Full-service agencies charge $10,000 to $30,000+ for ecommerce websites. Sometimes that investment makes sense for established businesses with complex needs. For small businesses launching their first online store, it's overkill.
Much of that cost goes to bloat: discovery phases, multiple revision rounds, features you'll never use, and project management overhead. Understanding why agencies charge premium rates helps you evaluate whether that investment actually serves your business goals.
Free trials and YouTube tutorials seem like a budget-friendly path. The reality is messier.
You'll spend weeks figuring out what should take days. You'll miss important elements because you don't know they exist. You'll launch with a store that looks amateur and converts poorly. And you'll lose revenue every day you're delayed.
Time is money. The opportunity cost of spending three months building instead of selling often exceeds what you'd pay someone who knows what they're doing.
Professional ecommerce websites don't require agency budgets. You need someone who understands conversion fundamentals, knows the platform deeply, and can execute efficiently without unnecessary overhead.
For small Australian businesses, this means working with specialists focused on ecommerce rather than generalist web designers. Someone who builds Shopify stores regularly understands what works and what wastes time.
Metrics matter. But which ones should you track for ecommerce websites?
Revenue is obvious but lagging. By the time it's low, you've already lost opportunities. Leading indicators tell you what's working before sales data confirms it.
The percentage of visitors who buy. Industry average sits around 2-3% for ecommerce websites. Anything above 3% is strong. Below 1% signals serious problems with your store.
Low conversion rates usually mean poor product pages, confusing navigation, lack of trust signals, or checkout friction. Fix these systematically and watch the rate climb.
How much customers spend per transaction. Increasing this by 10% has the same impact as getting 10% more traffic.
Product bundling, upsells, and free shipping thresholds all influence average order value. Test different approaches and track what moves the number.
Around 70% of customers who add products to cart don't complete purchase. That's normal but improvable.
Abandoned cart emails recover 10-15% of those sales.

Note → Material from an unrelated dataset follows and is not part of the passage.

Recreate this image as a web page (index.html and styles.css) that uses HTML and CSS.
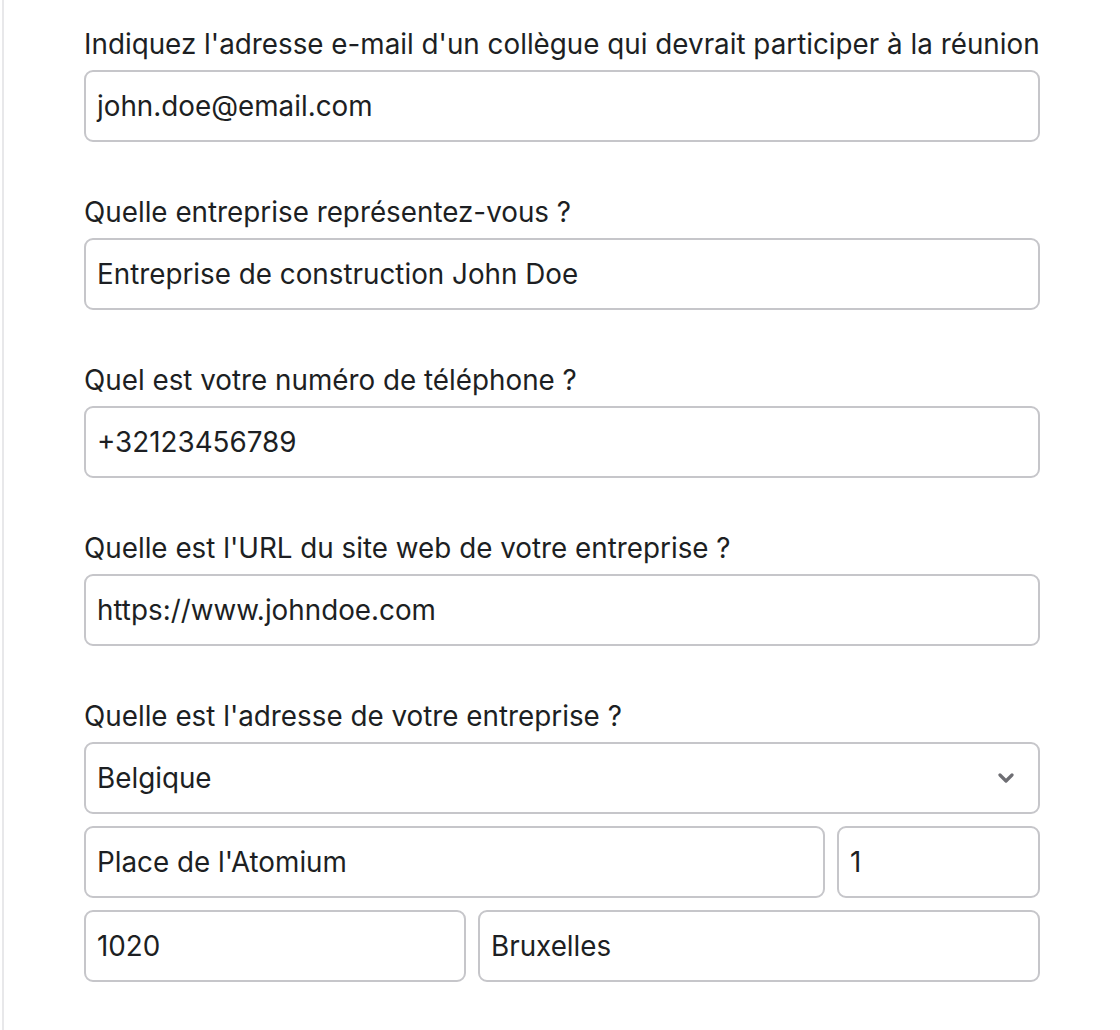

Simplifying checkout, offering multiple payment options, and removing surprise fees all reduce abandonment.
| Metric | Good Performance | Warning Sign | Action Needed |
|---|---|---|---|
| Conversion Rate | Above 3% | Below 1.5% | Review product pages, checkout flow, trust signals |
| Avg Order Value | Trending up | Stagnant or declining | Test bundling, upsells, free shipping thresholds |
| Cart Abandonment | Below 70% | Above 80% | Simplify checkout, add email recovery, remove friction |
| Page Load Time | Under 3 seconds | Over 5 seconds | Optimise images, reduce apps, upgrade hosting |
The gap between planning and launching separates successful ecommerce websites from ones that never materialise. You need a clear process that maintains momentum without cutting corners.
Week one focuses on foundation: finalising product selection, writing descriptions, gathering images, and setting up the platform basics. No design yet, just content and structure.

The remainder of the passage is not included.